Tuesday, September 8, 2009


Siapkah anda? Are you ready?

Anwari Doel Arnowo

Thursday, September 22, 2007

Are you ready? Itu biasa diucapkan oleh seorang performer. Seorang pembawa acara konser musik rock, sering sekali menggunakan kata-kata ini. Demikian seorang pimpinan sebuah band musik atau seorang penyanyi terkenal. Biasa, selanjutnya akan menyusul tepukan tangan dan jingkrak-jingkrak atau goyang-goyang badan diikuti oleh para hadirin.

Yang saya ingin gunakan saat ini adalah kata-kata yang sama tetapi untuk keperluan lain.
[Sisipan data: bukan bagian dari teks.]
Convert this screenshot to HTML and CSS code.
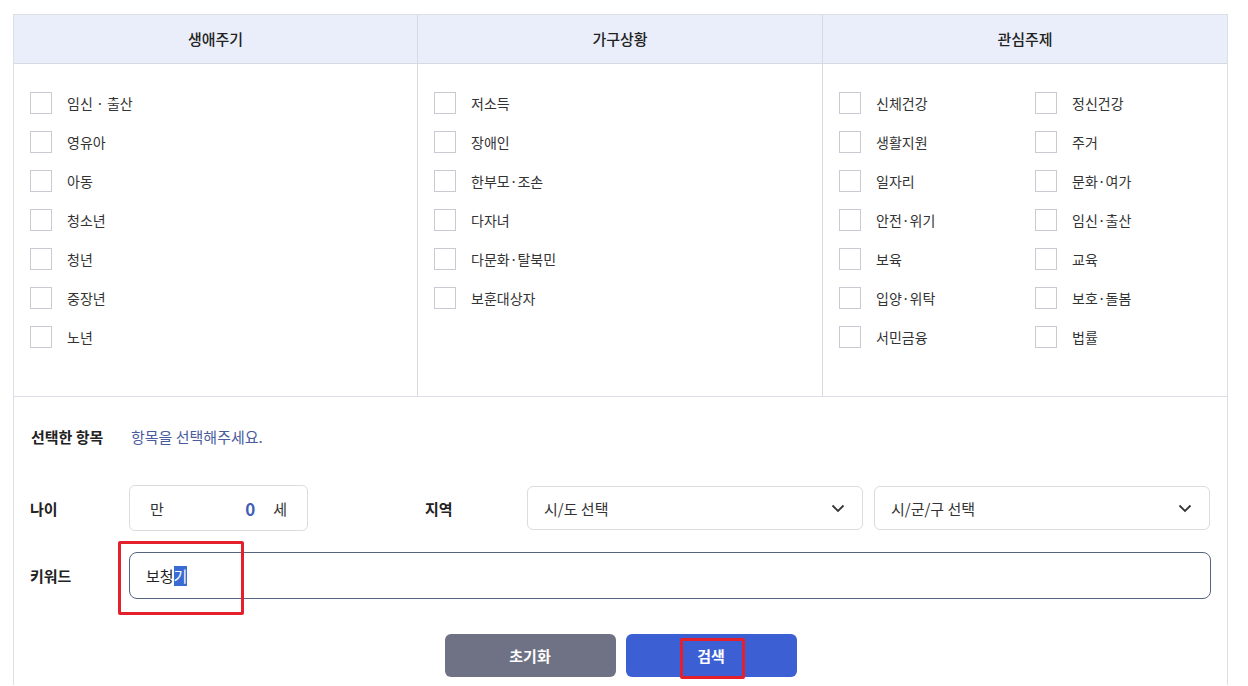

Saya ingin menggugah para pembaca karena mungkin pembaca sedang terlena. Terlena karena kesibukan sendiri, karena memang mungkin tidak merasa perlu untuk memulai dan memikirkannya.

Are you ready – apakah anda sudah siap??

Siap apa?

Apakah anda siap menerima bahwa anda akan merasa, tiba-tiba menjadi tidak lebih pintar kalau dibandingkan dengan tingkat pintar dan tingkat pandai anak-anak, bahkan dengan anak-anak anda sendiri sekalipun?

Apa pula ini?

Begini, Bung!

Hari ini saya terperangah, merasakan dalam hati saya, bahwa saya ini adalah seorang manusia yang lebih pintar dan lebih pandai dari kakek saya sendiri. Benarkah begitu? Beliau, Kakek Arnowo meninggal dunia pada usia muda pada tahun 1922, pada waktu mencapai usia 43 tahun. Waktu itu ayah saya, Doel Arnowo, masih berusia 18 tahun. Ibunya ayah, meninggal pada usia sekitar 94 tahun dan ayah saya sendiri meninggal pada tahun 1985, mencapai usia 80 tahun.

Saya mengatakan bahwa saya lebih pintar dan lebih pandai, semata-mata hanya karena saya tidak hidup dalam waktu yang bersamaan dengan kakek saya itu.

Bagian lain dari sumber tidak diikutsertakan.